Quick Clam Chowder

12 ingredients
5 steps

Ingredients

  • 4 (6 1/2 ounce) cans minced clams
  • 3 (8 ounce) bottles clam juice
  • 1 tablespoon oil
  • 1 onion, chopped fine
  • 2 garlic cloves, minced
  • 1/4 cup flour
  • 1 1/2 lbs red potatoes (5 medium)
  • 2 bay leaves
  • 1 teaspoon minced fresh thyme (or 1/4 t. dried)
  • 1 cup fat-free evaporated milk
  • 2 tablespoons minced fresh parsley
  • pepper (optional)

Directions

  1. 1
    Drain clams, saving juice.

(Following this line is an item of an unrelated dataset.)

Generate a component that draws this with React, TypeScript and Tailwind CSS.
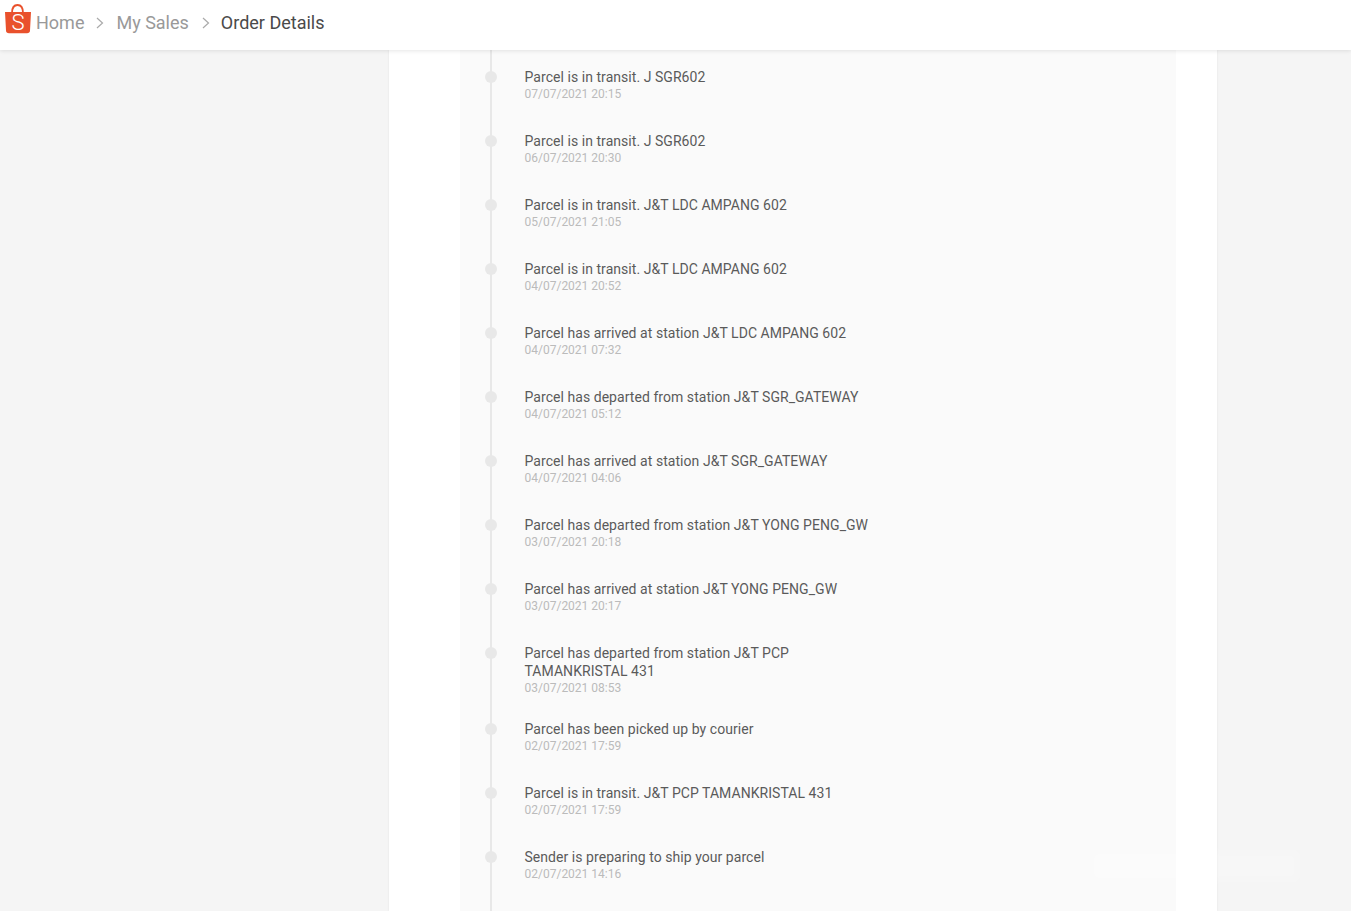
import React from "react";

const events: [string, string][] = [
  ["Parcel is in transit. J SGR602", "07/07/2021 20:15"],
  ["Parcel is in transit. J SGR602", "06/07/2021 20:30"],
  ["Parcel is in transit. J&T LDC AMPANG 602", "05/07/2021 21:05"],
  ["Parcel is in transit. J&T LDC AMPANG 602", "04/07/2021 20:52"],
  ["Parcel has arrived at station J&T LDC AMPANG 602", "04/07/2021 07:32"],
  ["Parcel has departed from station J&T SGR_GATEWAY", "04/07/2021 05:12"],
  ["Parcel has arrived at station J&T SGR_GATEWAY", "04/07/2021 04:06"],
  ["Parcel has departed from station J&T YONG PENG_GW", "03/07/2021 20:18"],
  ["Parcel has arrived at station J&T YONG PENG_GW", "03/07/2021 20:17"],
  ["Parcel has departed from station J&T PCP TAMANKRISTAL 431", "03/07/2021 08:53"],
  ["Parcel has been picked up by courier", "02/07/2021 17:59"],
  ["Parcel is in transit. J&T PCP TAMANKRISTAL 431", "02/07/2021 17:59"],
  ["Sender is preparing to ship your parcel", "02/07/2021 14:16"],
];

function Logo() {
  return (
    <svg width="27" height="30" viewBox="0 0 27 30" className="shrink-0 mt-[-6px]">
      <path d="M8 9 C8 3.5 10.5 1 13.5 1 C16.5 1 19 3.5 19 9" fill="none" stroke="#e9512c" strokeWidth="1.8" />
      <path d="M1 8 H27 L26 26.5 C26 28.2 24.8 29.3 23 29.3 H5 C3.2 29.3 2 28.2 2 26.5 Z" fill="#e9512c" />
      <text x="14" y="26" textAnchor="middle" fontSize="22" fill="#ffffff" fontFamily="Roboto, sans-serif" fontWeight="300">S</text>
    </svg>
  );
}

function Chevron() {
  return (
    <svg width="8" height="12" viewBox="0 0 8 12" className="shrink-0">
      <path d="M1 1 L6.5 6 L1 11" fill="none" stroke="#aaaaaa" strokeWidth="1.2" />
    </svg>
  );
}

export default function App() {
  return (
    <div className="relative h-screen overflow-hidden flex flex-col bg-[#f5f5f5] font-['Roboto',sans-serif]">
      <header className="relative z-10 h-[50px] shrink-0 bg-white shadow-[0_1px_4px_rgba(0,0,0,0.1)] flex items-center pl-[4px] pb-[6px] text-[18px]">
        <Logo />
        <span className="ml-[5px] text-[#999999]">Home</span>
        <span className="ml-[12px] mr-[12px] mt-[2px]"><Chevron /></span>
        <span className="text-[#999999]">My Sales</span>
        <span className="ml-[13px] mr-[11px] mt-[2px]"><Chevron /></span>
        <span className="text-[#4a4a4a]">Order Details</span>
      </header>
      <main className="flex-1 min-h-0 w-[828px] ml-[389px] bg-white pl-[71px] pr-[41px] shadow-[0_0_2px_rgba(0,0,0,0.08)]">
        <div className="h-full bg-[#fafafa] pl-[30px]">
          <ol className="h-full border-l-2 border-[#e8e8e8] pt-[18px] pl-[32.5px]">
            {events.map(([title, date], i) => (
              <li key={i} className="relative min-h-[64px] pb-[24px] w-[352px]">
                <span className="absolute left-[-39.5px] top-[3px] w-[12px] h-[12px] rounded-full bg-[#e8e8e8]" />
                <div className="text-[14px] leading-[18px] tracking-[0.05px] text-[#5a5a5a]">{title}</div>
                <div className="text-[12px] leading-[16px] text-[#bbbbbb]">{date}</div>
              </li>
            ))}
          </ol>
        </div>
      </main>
      <div className="absolute left-[1090px] top-[850px] w-[210px] h-[32px] bg-white/20 blur-[4px]" />
    </div>
  );
}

Add bottled clam juice to the drained juice to make 5 cups of liquid (add water if short).
  2. 2
    Heat oil over medium and cook onion until it has softened, about 5 minutes.
  3. 3
    Meanwhile, scrub the potatoes and cut them into 1/2-inch pieces.
  4. 4
    Stir the garlic into the oil-onion mixture. Cook about 30 seconds. Stir in flour to coat vegetables. Gradually whisk in the liquid. Stir in the potatoes, bay leaves and thyme. Bring to a simmer. Cook about 15-20 minutes or until potatoes are tender.
  5. 5
    Stir in clams, cream and parsley. Turn to a simmer briefly--just to heat everything, not to boil. Remove from heat. Throw out bay leaves. Season with pepper if desired.